Doch die wenigen Wochen hatten genügt, um dem jungen Talent hymnische Besprechungen in den wichtigsten Tageszeitungen zu sichern – und einen Michelin-Stern, der Anfang 2021 verliehen wurde. „Ich war völlig perplex“, sagt der heute 30-Jährige. Von da an geht es nur noch bergauf für den Sohn von Einwanderern aus Mali. Das Restaurant-Ranking „La Liste“ ruft ihn als eines der weltweit fünf größten Talente aus, das „Time“- Magazin benennt ihn, in einer Reihe mit Greta Thunberg und der Blockbuster-Heldin Tessa Thompson, zum „next generation leader“ aus. Als der Sender France 3 ihm dann eine eigene Fernsehshow anträgt, bekommt Sacko Zweifel: Wird das TV-Publikum einen Zwei-Meter-Mann mit afrikanischen Wurzeln und Dreadlocks als Host akzeptieren? Er macht sich auf einen Shitstorm gefasst. Stattdessen wird das Format, in dem er die Rezepte und Spezialitäten von Frankreichs Regionen erkundet, mit bis zu 1,6 Millionen Zuschauern ein Riesenerfolg.

Mory Sacko´s kleines Restaurant "MoSuke" in Montparnasse ist bewusst puristisch gehalten.
Das kleine Restaurant MoSuke in Montparnasse ist bewusst puristitisch gehalten. Foto: Virginie Garnier

„Es ist ein Zeichen, dass sich die Dinge in Frankreich ändern“, träumt Sacko. Sein kleines Restaurant in Montparnasse wird in kürzester Zeit nicht nur zu einem Symbol für die neue Offenheit der französischen Küche, sondern auch zum Hoffnungsträger für junge Menschen aus den Banlieues. Viele schreiben ihm Briefe. „Früher wollten dort, wo ich herkomme, alle Fußballer oder Popstar werden“, sagt er. „Heute träumen sie von einer Karriere als Chef.“ Das macht ihn stolz: „Ich hatte nie den Plan, ein Role Model zu werden. Aber genau das ist passiert.“ Sein Küchenstil? Ein sehr persönlicher Mix aus französischen, afrikanischen und japanischen Einflüssen.

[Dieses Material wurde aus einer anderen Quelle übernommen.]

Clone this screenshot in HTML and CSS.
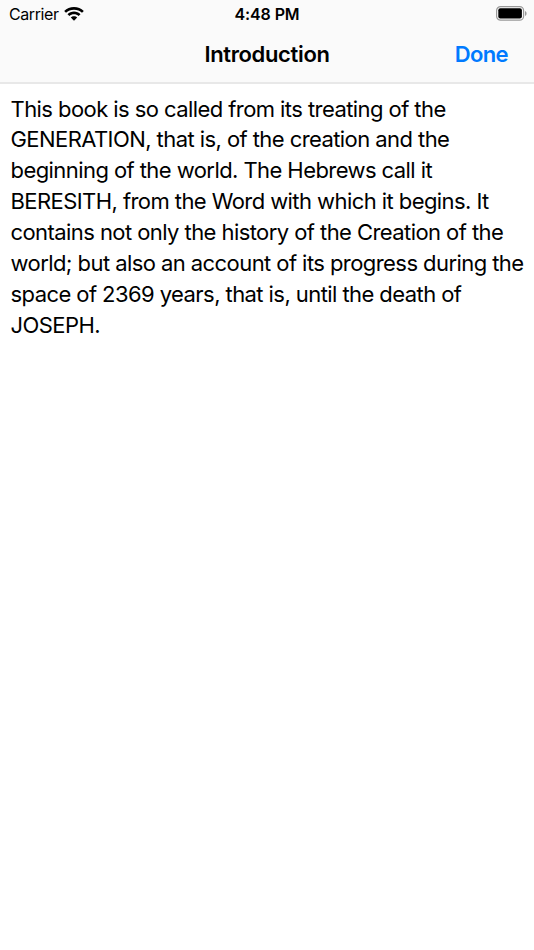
FILE: index.html
```html
<!DOCTYPE html>
<html lang="en">
<head>
    <meta charset="UTF-8">
    <meta name="viewport" content="width=device-width, initial-scale=1.0">
    <title>Introduction</title>
    <link rel="stylesheet" href="styles.css">
</head>
<body>
    <header class="header">
        <div class="status-bar">
            <div class="carrier">
                <span>Carrier</span>
                <svg class="wifi" viewBox="0 0 20 14" width="20" height="14">
                    <path d="M10 0C6.200 0 2.800 1.500 .2 3.900L2 5.800C4.100 3.800 6.900 2.800 10 2.800s5.900 1 8 3l1.800-1.900C17.200 1.500 13.800 0 10 0z"/>
                    <path d="M10 4.600c-2.500 0-4.800 1-6.500 2.600l1.900 1.900C6.600 7.900 8.200 7.300 10 7.300s3.400.6 4.600 1.800l1.900-1.900C14.800 5.600 12.500 4.600 10 4.600z"/>
                    <path d="M10 9.200c-1.300 0-2.400.5-3.200 1.300L10 13.700l3.200-3.200C12.400 9.700 11.300 9.200 10 9.200z"/>
                </svg>
            </div>
            <div class="time">4:48 PM</div>
            <svg class="battery" viewBox="0 0 31 15" width="31" height="15">
                <rect x=".6" y=".6" width="27" height="13.600" rx="4" fill="none" stroke="#999" stroke-width="1.200"/>
                <rect x="2.300" y="2.300" width="23.600" height="10.200" rx="2"/>
                <path d="M29 5c1 .4 1.600 1.300 1.600 2.500S30 9.600 29 10z" fill="#999"/>
            </svg>
        </div>
        <nav class="nav-bar">
            <h1>Introduction</h1>
            <button class="done" type="button">Done</button>
        </nav>
    </header>
    <main class="content">
        <p>
            This book is so called from its treating of the<br>
            GENERATION, that is, of the creation and the<br>
            beginning of the world. The Hebrews call it<br>
            BERESITH, from the Word with which it begins. It<br>
            contains not only the history of the Creation of the<br>
            world; but also an account of its progress during the<br>
            space of 2369 years, that is, until the death of<br>
            JOSEPH.
        </p>
    </main>
</body>
</html>
```
FILE: styles.css
```css
body {
    margin: 0;
    background-color: #fff;
    color: #000;
    font-family: Inter, sans-serif;
}

.header {
    box-sizing: border-box;
    height: 84px;
    background-color: #fafafa;
    border-bottom: 2px solid #e8e8e8;
}

.status-bar {
    display: grid;
    grid-template-columns: 1fr auto 1fr;
    align-items: center;
    height: 27px;
    padding: 0 7px 0 9px;
    font-size: 16px;
}

.carrier {
    display: flex;
    align-items: center;
    gap: 5px;
    letter-spacing: -0.4px;
}

.time {
    margin-right: 2px;
    font-weight: 600;
    letter-spacing: -0.1px;
}

.battery {
    justify-self: end;
}

.nav-bar {
    display: grid;
    grid-template-columns: 1fr auto 1fr;
    align-items: center;
    height: 54px;
    padding: 0 26px;
}

h1 {
    grid-column: 2;
    margin: 0;
    font-size: 22px;
    font-weight: 600;
    letter-spacing: -0.35px;
}

.done {
    justify-self: end;
    padding: 0;
    border: none;
    background: none;
    color: #007aff;
    font-family: inherit;
    font-size: 22px;
    font-weight: 600;
    letter-spacing: -0.6px;
}

.content {
    padding: 9.5px 0 0 10.5px;
}

p {
    margin: 0;
    font-size: 22px;
    line-height: 30.95px;
    letter-spacing: -0.57px;
    white-space: nowrap;
}
```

Mittelpunkt MoSuke: Wo Afrika auf Frankreich trifft

Im „MoSuke“, dessen lichter Gastraum in Weiß und hellem Bambusholz gehalten ist, werden Gerichte serviert, die man so nirgendwo anders bekommt. Dazu gehören bretonische Seezunge, im Bananenblatt auf den Punkt gegart und mit der japanischen Würzmischung Togarashi aromatisiert. Dazu wird Attiéké, fermentierter Maniok, wie man ihn an der Elfenbeinküste isst, serviert. Und als Dessert folgt marinierte Ananas mit Hibiskus-Sorbet und kandiertem Shiso-Blatt. Für Mory Sacko, der im Pariser Westen aufwuchs, bedeutet die Küche Afrikas Heimat. So versammelte sich in seiner Kindheit etwa jeden Abend die Familie rund um den Tisch. Seine Mutter, eine begeisterte Köchin, servierte daraufhin ihre scharf gewürzten Gerichte: „Wir waren neun Geschwister zuhause, das Abendessen war immer eine große Party.“

Es sind die Zutaten und Einflüsse aus Mali und dem Senegal, wo seine Mutter aufwuchs, die seine eigene Küche heute so unverwechselbar machen. Kochbananen, Maniok-Wurzeln oder Akpi-Nüsse aus Kamerun, die nach Schokolade duften, kauft er im 18. Arrondissement, wo Paris beinahe aussieht wie Dakar oder Bamako. Und wenn er mit einem afrikanischen Rezept nicht weiterkommt, ruft er einfach seine Mutter an.

Japanische Bezüge

Der Name „MoSuke“ steht allerdings nicht nur für Afrika, sondern auch für Japan als Inspiration der Küche. Zum Beispiel bei gegrilltem Hummer mit fermentierter Paprika, Tomate und Miso. Dessen Umami-Power gibt ein spannungsreiches Spiel mit der delikaten Süße des Krustentiers und der feinen Säure der Peperoni ab. Tatsächlich kombiniert „MoSuke“ seinen Namen mit „Yasuke“ – so hieß ein afrikanischer Sklave, der im Japan des 16. Jahrhunderts als „schwarzer Samurai“ zur Legende wurde und dessen Leben Stoff einer Netflix-Serie war.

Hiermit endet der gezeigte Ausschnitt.